Wissenschaftliche Betreuerin Ass.-Prof. Rosemarie Brucher
Künstlerischer Betreuer Univ.-Prof. Joonas Lahtinen
Forschungsschwerpunkt Performance Art

Biographie
Annika Tudeer ist Gründerin, künstlerische Leiterin und Performerin des international bekannten experimentellen Musiktheaterkollektivs Oblivia. Tudeer hat einen tanzpraktischen und literaturwissenschaftlichen Hintergrund. Tudeer arbeitete darüber hinaus einige Jahre als Tanz- und Performancekritikerin.

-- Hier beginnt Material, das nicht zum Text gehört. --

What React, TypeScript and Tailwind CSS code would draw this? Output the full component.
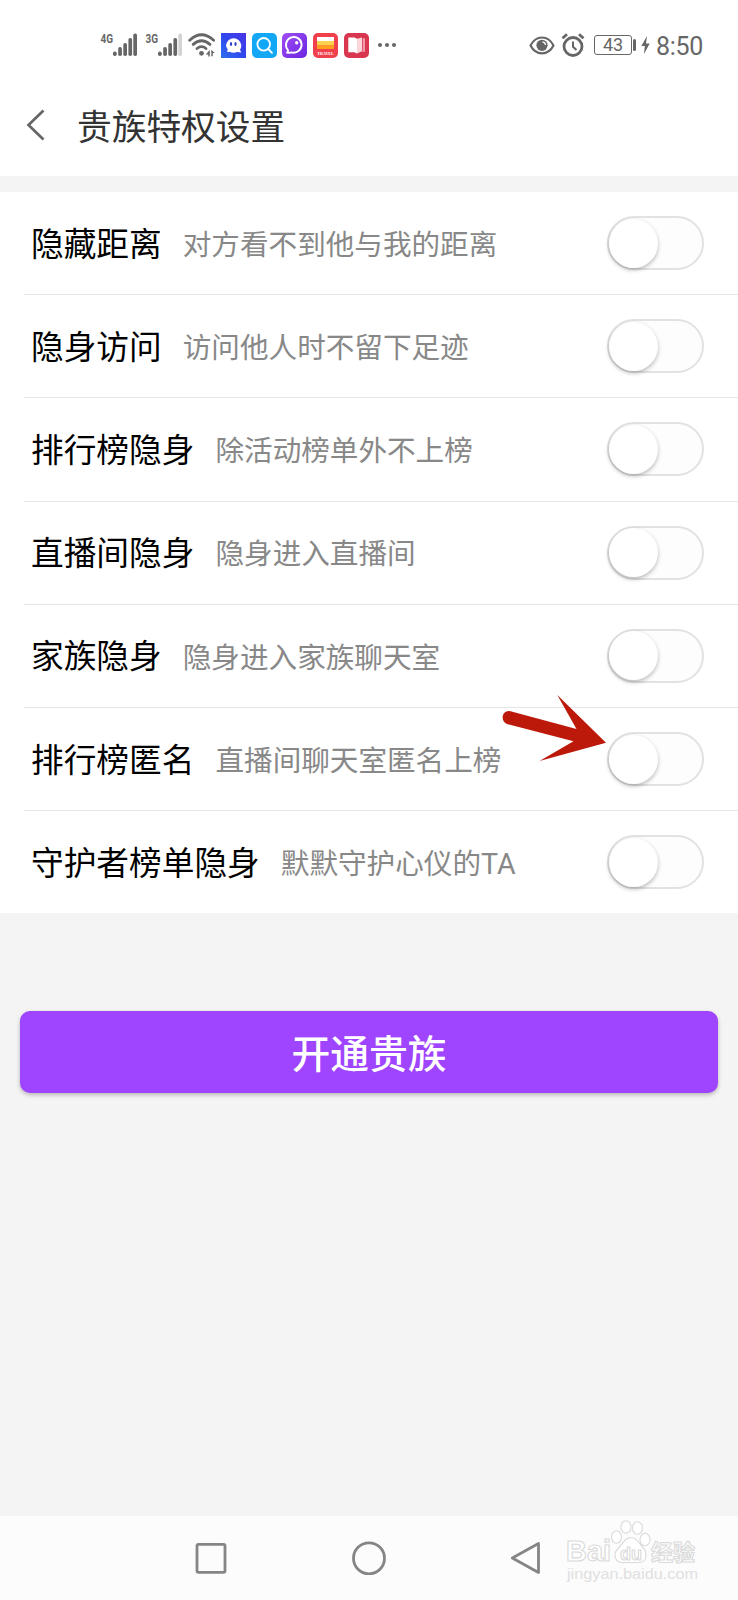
const settings = [
  { label: "隐藏距离", hint: "对方看不到他与我的距离" },
  { label: "隐身访问", hint: "访问他人时不留下足迹" },
  { label: "排行榜隐身", hint: "除活动榜单外不上榜" },
  { label: "直播间隐身", hint: "隐身进入直播间" },
  { label: "家族隐身", hint: "隐身进入家族聊天室" },
  { label: "排行榜匿名", hint: "直播间聊天室匿名上榜", arrow: true },
  { label: "守护者榜单隐身", hint: "默默守护心仪的TA" },
];

const SignalIcon = ({ type, weak }: { type: string; weak?: boolean }) => (
  <svg className="h-[28px] w-[37px] flex-none" viewBox="0 0 37 28" fill="#666">
    <text
      x="0.5"
      y="12.2"
      fontSize="13"
      fontWeight="700"
      textLength="12.5"
      lengthAdjust="spacingAndGlyphs"
      fontFamily="Roboto, sans-serif"
    >
      {type}
    </text>
    <rect x="13" y="20.5" width="3.7" height="4.5" rx="1.7" />
    <rect x="18.2" y="16" width="3.7" height="9" rx="1.7" />
    <rect x="23.3" y="12" width="3.7" height="13" rx="1.7" />
    <rect x="28.4" y="7" width="3.7" height="18" rx="1.7" />
    <rect
      x="33.3"
      y="2.5"
      width="3.7"
      height="22.5"
      rx="1.7"
      fill={weak ? "#d3d3d3" : "#666"}
    />
  </svg>
);

const WifiIcon = () => (
  <svg className="h-[28px] w-[28px] flex-none" viewBox="0 0 28 28">
    <g fill="none" stroke="#666" strokeWidth="2.8" strokeLinecap="round">
      <path d="M1.7 9.2Q13.5-1.800 25.6 9.2" />
      <path d="M5.2 13.4Q13.5 6 22 13.4" />
      <path d="M9 17.5Q13.5 13.8 18 17.5" />
    </g>
    <circle cx="13.5" cy="22.3" r="2.4" fill="#666" />
    <path d="M21.8 19v6.5h-1.5v-2h-2.6zM23.3 18.8l3.5 3.2h-2v3.2h-1.5z" fill="#666" />
  </svg>
);

const AppIcons = () => (
  <div className="flex gap-[5.7px]">
    <svg className="h-[25px] w-[25px]" viewBox="0 0 25 25">
      <defs>
        <linearGradient id="ghost" x1="0" y1="1" x2="1" y2="0">
          <stop offset="0" stopColor="#2b70ee" />
          <stop offset="0.5" stopColor="#3047ee" />
          <stop offset="1" stopColor="#4a35e4" />
        </linearGradient>
      </defs>
      <rect width="25" height="25" fill="url(#ghost)" />
      <path
        d="M5 12a7.7 7.7 0 0 1 15.300 0c0 2-.5 3.500-1.300 4.700l1.300 2.800-4.300-.6c-1 .5-2.200.8-3.500.8-1.500 0-2.700-.3-3.700-1-1 .6-2.800.4-2.800-.6 0-.6.800-.9.800-1.400 0-.9-1.800-2-1.800-4.700z"
        fill="#fff"
      />
      <ellipse cx="10" cy="11" rx="1.1" ry="2" fill="#2c3fc8" />
      <ellipse cx="14.5" cy="11" rx="1.1" ry="2" fill="#2c3fc8" />
    </svg>
    <svg className="h-[25px] w-[25px]" viewBox="0 0 25 25" fill="none">
      <rect width="25" height="25" rx="5" fill="#12a8f5" />
      <circle cx="11.7" cy="11.3" r="6.3" stroke="#fff" strokeWidth="1.8" />
      <path d="m16.3 16 3.700 3.800" stroke="#fff" strokeWidth="1.8" strokeLinecap="round" />
    </svg>
    <svg className="h-[25px] w-[25px]" viewBox="0 0 25 25" fill="none">
      <defs>
        <linearGradient id="chat" x1="0" y1="0" x2="1" y2="1">
          <stop offset="0" stopColor="#a04df5" />
          <stop offset="1" stopColor="#6a26e0" />
        </linearGradient>
      </defs>
      <rect width="25" height="25" rx="5" fill="url(#chat)" />
      <path
        d="M5 19.600c1-.7 1.400-1.500 1-2.500a7.800 7.800 0 1 1 3.800 2.300c-1.500.5-3.200.5-4.800.2z"
        stroke="#fff"
        strokeWidth="1.9"
        strokeLinejoin="round"
      />
      <circle cx="14.7" cy="9.8" r="1.7" fill="#fff" />
    </svg>
    <svg className="h-[25px] w-[25px]" viewBox="0 0 25 25">
      <rect width="25" height="25" rx="5" fill="#f0404b" />
      <path d="M4 4h17v4H4z" fill="#fff" />
      <path d="M4 8h17v4.500H4z" fill="#ffd24d" />
      <path d="M4 12.500h17V16H4z" fill="#ff9f1c" />
      <text
        x="4.3"
        y="22.3"
        fontSize="5"
        fontWeight="700"
        fill="#fff"
        textLength="16.5"
        lengthAdjust="spacingAndGlyphs"
        fontFamily="Liberation Serif, serif"
      >
        TRAVEL
      </text>
    </svg>
    <svg className="h-[25px] w-[25px]" viewBox="0 0 25 25">
      <rect width="25" height="25" rx="5" fill="#d9364f" />
      <path d="M4.300 4.500h6.200l2.500 1.200v14.800l-2.500-1.300H4.300z" fill="#fff" />
      <path d="M13 5.700 18 4.500v13.700l-5 2.300z" fill="#fbd5da" />
      <path d="M18.700 5.200h2.300v13.500l-5.500.4 3.200-.9z" fill="#f19aa8" />
    </svg>
  </div>
);

const StatusBar = () => (
  <div className="flex h-[76px] items-start pr-[35px] pl-[100px] pt-[31px] text-[#666]">
    <SignalIcon type="4G" />
    <div className="ml-[8px] flex">
      <SignalIcon type="3G" weak />
    </div>
    <div className="ml-[6px]">
      <WifiIcon />
    </div>
    <div className="ml-[5px] mt-[2px]">
      <AppIcons />
    </div>
    <div className="ml-[9.5px] mt-[12px] flex gap-[3px]">
      <span className="size-[4px] rounded-full bg-[#666]" />
      <span className="size-[4px] rounded-full bg-[#666]" />
      <span className="size-[4px] rounded-full bg-[#666]" />
    </div>
    <div className="ml-auto flex items-start">
      <svg className="mt-[2px] h-[25px] w-[26px]" viewBox="0 0 26 25" fill="none">
        <path
          d="M1.500 12.500C7 1.800 19 1.800 24.500 12.500 19 23 7 23 1.500 12.500z"
          stroke="#666"
          strokeWidth="2.2"
          strokeLinejoin="round"
        />
        <circle cx="13" cy="12.3" r="5.6" fill="#666" />
        <path d="M13.500 8.800a3.500 3.500 0 0 1 3 3" stroke="#fff" strokeWidth="1.3" />
      </svg>
      <svg className="ml-[6px] mt-[1px] h-[26px] w-[24px]" viewBox="0 0 24 26" fill="none">
        <circle cx="12" cy="14.5" r="9" stroke="#666" strokeWidth="2.8" />
        <path d="M12 9.500v5.300l3.500 3.300" stroke="#666" strokeWidth="2" />
        <path d="M1.500 6.300 6 2.300M22.500 6.300 18 2.300" stroke="#666" strokeWidth="2.8" />
      </svg>
      <div className="ml-[9px] mt-[4px] flex h-[20px] w-[38px] items-center justify-center rounded-[3px] border border-[#666] font-['Roboto',sans-serif] text-[18px] leading-none">
        43
      </div>
      <span className="ml-px mt-[8px] h-[12px] w-[3px] rounded-sm bg-[#666]" />
      <svg className="ml-[5px] mt-[5px] h-[18px] w-[9px]" viewBox="0 0 9 18">
        <path d="M6 0 .3 10H3.800L3 18l5.700-10.500H5z" fill="#666" />
      </svg>
      <span className="ml-[6px] mt-[3px] w-[47px] font-['Roboto',sans-serif] text-[25px] leading-[25px] tracking-[-0.3px]">
        8:50
      </span>
    </div>
  </div>
);

const Toggle = () => (
  <div className="flex h-[54px] w-[96.5px] items-center rounded-full border-2 border-[#e2e2e2] bg-[#fdfdfd]">
    <span className="size-[49px] rounded-full bg-white shadow-[0_2px_4px_rgba(0,0,0,0.27)]" />
  </div>
);

const Arrow = () => (
  <svg
    className="absolute left-[502px] top-[-14px] h-[70px] w-[106px]"
    viewBox="0 0 106 70"
    fill="#bd190b"
  >
    <path d="M8.500 17.200 74.500 35 55.300 1 104 48.700 37.500 67 71.500 47.300 5.500 30.200C-2.500 27 0 15.500 8.500 17.200z" />
  </svg>
);

const Watermark = () => (
  <svg
    className="absolute left-[564px] top-0 h-[84px] w-[150px]"
    viewBox="0 0 150 84"
    fill="#fff"
    stroke="#dadada"
    strokeWidth="1.1"
  >
    <g fontFamily="Liberation Sans, sans-serif" fontWeight="700">
      <text x="2" y="45" fontSize="29" textLength="45" lengthAdjust="spacingAndGlyphs">
        Bai
      </text>
      <ellipse cx="52.5" cy="21" rx="5" ry="6.3" />
      <ellipse cx="62" cy="11" rx="5" ry="6.3" />
      <ellipse cx="73.5" cy="12" rx="5" ry="6.3" />
      <ellipse cx="81" cy="23.5" rx="5" ry="6.3" />
      <path d="M67 21.500c6 0 8 6 12 10s5 15-4 15c-5 0-13 0-16 0-9 0-10-9-5-14s7-11 13-11z" />
      <text x="56" y="43.5" fontSize="19" textLength="22" lengthAdjust="spacingAndGlyphs">
        du
      </text>
      <text x="87" y="44" fontSize="22" fontFamily="Noto Sans CJK SC, sans-serif">
        经验
      </text>
      <text
        x="3"
        y="63"
        fontSize="15"
        textLength="131"
        lengthAdjust="spacingAndGlyphs"
        fill="#e0e0e0"
        stroke="none"
        fontWeight="400"
      >
        jingyan.baidu.com
      </text>
    </g>
  </svg>
);

const NavBar = () => (
  <div className="relative h-[84px] bg-[#fcfcfc]">
    <div className="flex items-start pl-[195px] pt-[25px]">
      <svg className="h-[34px] w-[32px]" viewBox="0 0 32 34" fill="none">
        <rect x="2" y="3.3" width="28" height="28" rx="1.5" stroke="#858585" strokeWidth="2.8" />
      </svg>
      <svg className="ml-[125px] h-[34px] w-[34px]" viewBox="0 0 34 34" fill="none">
        <circle cx="17" cy="17.3" r="15.5" stroke="#858585" strokeWidth="2.8" />
      </svg>
      <svg className="ml-[124px] h-[34px] w-[32px]" viewBox="0 0 32 34" fill="none">
        <path
          d="M28.500 2.500v29L2.300 17z"
          stroke="#858585"
          strokeWidth="2.8"
          strokeLinejoin="round"
        />
      </svg>
    </div>
    <Watermark />
  </div>
);

const App = () => {
  return (
    <div className="flex h-[1600px] w-[738px] flex-col overflow-hidden bg-[#f4f4f4] font-['Noto_Sans_CJK_SC',sans-serif]">
      <header className="h-[176px] bg-white">
        <StatusBar />
        <div className="flex h-[100px] items-center pb-[2px] pl-[26px]">
          <svg className="h-[32px] w-[20px]" viewBox="0 0 20 32" fill="none">
            <path d="M17.500 1.500 2.500 16l15 14.500" stroke="#666" strokeWidth="2.7" />
          </svg>
          <h1 className="ml-[31px] text-[34.7px] leading-none text-[#333]">
            贵族特权设置
          </h1>
        </div>
      </header>

      <main className="mt-4 h-[721px] overflow-hidden bg-white">
        {settings.map((item) => (
          <div key={item.label} className="relative pl-6">
            <div className="flex h-[103.2px] items-center border-b border-[#e6e6e6] pr-[34.5px] pl-[7px]">
              <span className="pb-[2px] text-[32.7px] leading-none text-black">
                {item.label}
              </span>
              <span className="ml-[21px] pt-[4px] font-['Roboto','Noto_Sans_CJK_SC',sans-serif] text-[28.6px] leading-none text-[#888]">
                {item.hint}
              </span>
              <div className="ml-auto">
                <Toggle />
              </div>
            </div>
            {item.arrow && <Arrow />}
          </div>
        ))}
      </main>

      <button className="mx-5 mt-[98px] h-[82px] flex-none rounded-[10px] bg-[#9f44ff] pb-[2px] text-[38.8px] leading-none font-medium text-white shadow-[0_2px_4px_rgba(0,0,0,0.25)]">
        开通贵族
      </button>

      <div className="mt-auto">
        <NavBar />
      </div>
    </div>
  );
};

export default App;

Beschreibung des Promotionsprojekts
Das Hauptziel meiner künstlerischen Forschungspromotion ist es, Möglichkeiten der Inszenierung des Nicht-Menschlichen im Bereich der Performance-Praxis zu erforschen und zu diskutieren, und zwar innerhalb eines künstlerischen Arbeitsumfelds, das sich auf ethische Prinzipien der Fürsorge stützt und diese „verinnerlicht“; wie beeinflusst die Ethik der Fürsorge die Art und Weise, wie wir uns gegenseitig wahrnehmen und im Prozess der Inszenierung des Nicht-Menschlichen in Performances zusammenarbeiten? Mein Projekt zielt darauf ab, die radikale Kraft von Fürsorge und gegenseitiger Abhängigkeit zu erforschen und zu untersuchen, wie die Ethik der Fürsorge als performativer Akt praktiziert werden kann - durch Akte des Zuhörens, der Kommunikation und der Verkörperung des Nichtmenschlichen im Anthropozän.